------ Dataset content

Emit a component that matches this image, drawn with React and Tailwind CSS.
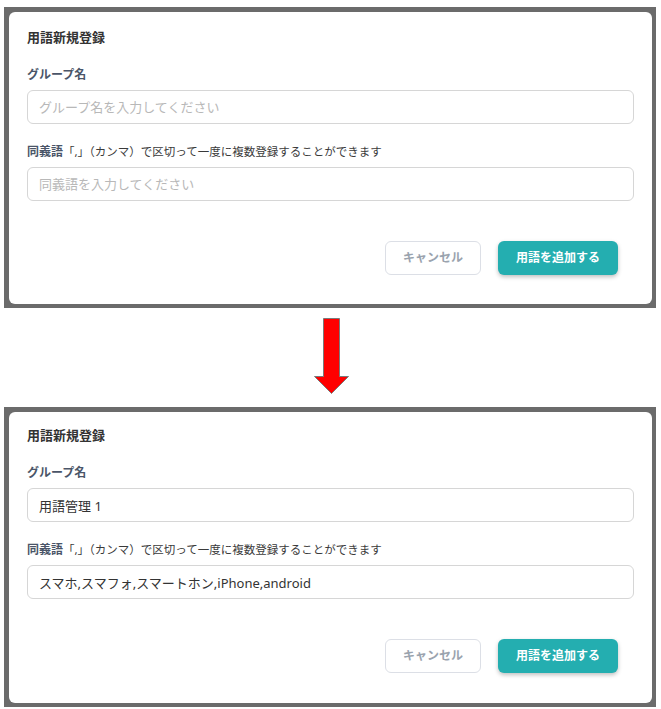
import React from 'react';

const font = { fontFamily: '"Noto Sans", "Noto Sans CJK JP", sans-serif' };

function Field({ label, hint, placeholder, value }) {
  return (
    <div>
      <div className="h-5 flex items-center text-[12px]">
        <span className="font-bold text-[#4a5568]">{label}</span>
        {hint && <span className="text-[11.5px] text-[#3a3a3a]">{hint}</span>}
      </div>
      <input
        readOnly
        value={value || ''}
        placeholder={placeholder}
        className="mt-[5px] w-full h-[34px] rounded-[6px] border border-[#d6d6d6] bg-white px-[11px] text-[13px] text-[#333] placeholder:text-[#b8b8b8] outline-none"
        style={font}
      />
    </div>
  );
}

function Panel({ group, synonyms, top }) {
  return (
    <div className="w-[652px] bg-[#6b6b6b] pl-[5px] pt-[5px] pr-[4px] pb-[4px]">
      <div className={`bg-white rounded-[6px] px-[18px] ${top ? 'pt-[16px] pb-[29px]' : 'pt-[14px] pb-[30px]'}`}>
        <div className="h-5 flex items-center text-[13px] font-bold text-[#333]">用語新規登録</div>
        <div className="mt-[17px]">
          <Field label="グループ名" placeholder="グループ名を入力してください" value={group} />
        </div>
        <div className="mt-[18px]">
          <Field
            label="同義語"
            hint="「,」（カンマ）で区切って一度に複数登録することができます"
            placeholder="同義語を入力してください"
            value={synonyms}
          />
        </div>
        <div className="mt-[40px] flex justify-end gap-[17px] pr-[16px]">
          <button className="w-[96px] h-[34px] rounded-[6px] border border-[#dcdfe6] bg-white text-[12px] font-bold text-[#9aa3ae]">
            キャンセル
          </button>
          <button className="w-[120px] h-[34px] rounded-[6px] bg-[#24aeb0] text-[12px] font-bold text-white shadow-[0_2px_4px_rgba(0,0,0,0.25)]">
            用語を追加する
          </button>
        </div>
      </div>
    </div>
  );
}

export default function App() {
  return (
    <div className="w-[661px] h-[709px] bg-white pt-[7px] pl-[4px]" style={font}>
      <Panel top />
      <div className="h-[99px] flex justify-center pr-[2px]">
        <svg width="36" height="78" viewBox="0 0 36 78" className="mt-[10px]">
          <polygon
            points="9.5,0.5 25.5,0.5 25.5,58.5 34.5,58.5 17.5,75.5 0.5,58.5 9.5,58.5"
            fill="#ff0000"
            stroke="#7a7a7a"
            strokeWidth="1"
          />
        </svg>
      </div>
      <Panel group="用語管理 1" synonyms="スマホ,スマフォ,スマートホン,iPhone,android" />
    </div>
  );
}
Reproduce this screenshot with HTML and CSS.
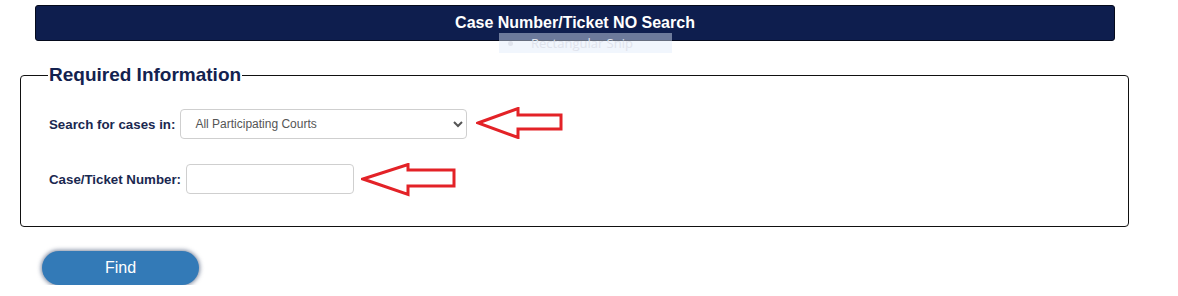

------------

## Task goal
Transcribe the listing in full and omit the pictures.

## Task solution
Emit a component that matches this image, drawn with React and Tailwind CSS.
import React from 'react';

const font = { fontFamily: '"Noto Sans", "Noto Sans CJK JP", sans-serif' };

function Field({ label, hint, placeholder, value }) {
  return (
    <div>
      <div className="h-5 flex items-center text-[12px]">
        <span className="font-bold text-[#4a5568]">{label}</span>
        {hint && <span className="text-[11.5px] text-[#3a3a3a]">{hint}</span>}
      </div>
      <input
        readOnly
        value={value || ''}
        placeholder={placeholder}
        className="mt-[5px] w-full h-[34px] rounded-[6px] border border-[#d6d6d6] bg-white px-[11px] text-[13px] text-[#333] placeholder:text-[#b8b8b8] outline-none"
        style={font}
      />
    </div>
  );
}

function Panel({ group, synonyms, top }) {
  return (
    <div className="w-[652px] bg-[#6b6b6b] pl-[5px] pt-[5px] pr-[4px] pb-[4px]">
      <div className={`bg-white rounded-[6px] px-[18px] ${top ? 'pt-[16px] pb-[29px]' : 'pt-[14px] pb-[30px]'}`}>
        <div className="h-5 flex items-center text-[13px] font-bold text-[#333]">用語新規登録</div>
        <div className="mt-[17px]">
          <Field label="グループ名" placeholder="グループ名を入力してください" value={group} />
        </div>
        <div className="mt-[18px]">
          <Field
            label="同義語"
            hint="「,」（カンマ）で区切って一度に複数登録することができます"
            placeholder="同義語を入力してください"
            value={synonyms}
          />
        </div>
        <div className="mt-[40px] flex justify-end gap-[17px] pr-[16px]">
          <button className="w-[96px] h-[34px] rounded-[6px] border border-[#dcdfe6] bg-white text-[12px] font-bold text-[#9aa3ae]">
            キャンセル
          </button>
          <button className="w-[120px] h-[34px] rounded-[6px] bg-[#24aeb0] text-[12px] font-bold text-white shadow-[0_2px_4px_rgba(0,0,0,0.25)]">
            用語を追加する
          </button>
        </div>
      </div>
    </div>
  );
}

export default function App() {
  return (
    <div className="w-[661px] h-[709px] bg-white pt-[7px] pl-[4px]" style={font}>
      <Panel top />
      <div className="h-[99px] flex justify-center pr-[2px]">
        <svg width="36" height="78" viewBox="0 0 36 78" className="mt-[10px]">
          <polygon
            points="9.5,0.5 25.5,0.5 25.5,58.5 34.5,58.5 17.5,75.5 0.5,58.5 9.5,58.5"
            fill="#ff0000"
            stroke="#7a7a7a"
            strokeWidth="1"
          />
        </svg>
      </div>
      <Panel group="用語管理 1" synonyms="スマホ,スマフォ,スマートホン,iPhone,android" />
    </div>
  );
}
Reproduce this screenshot with HTML and CSS.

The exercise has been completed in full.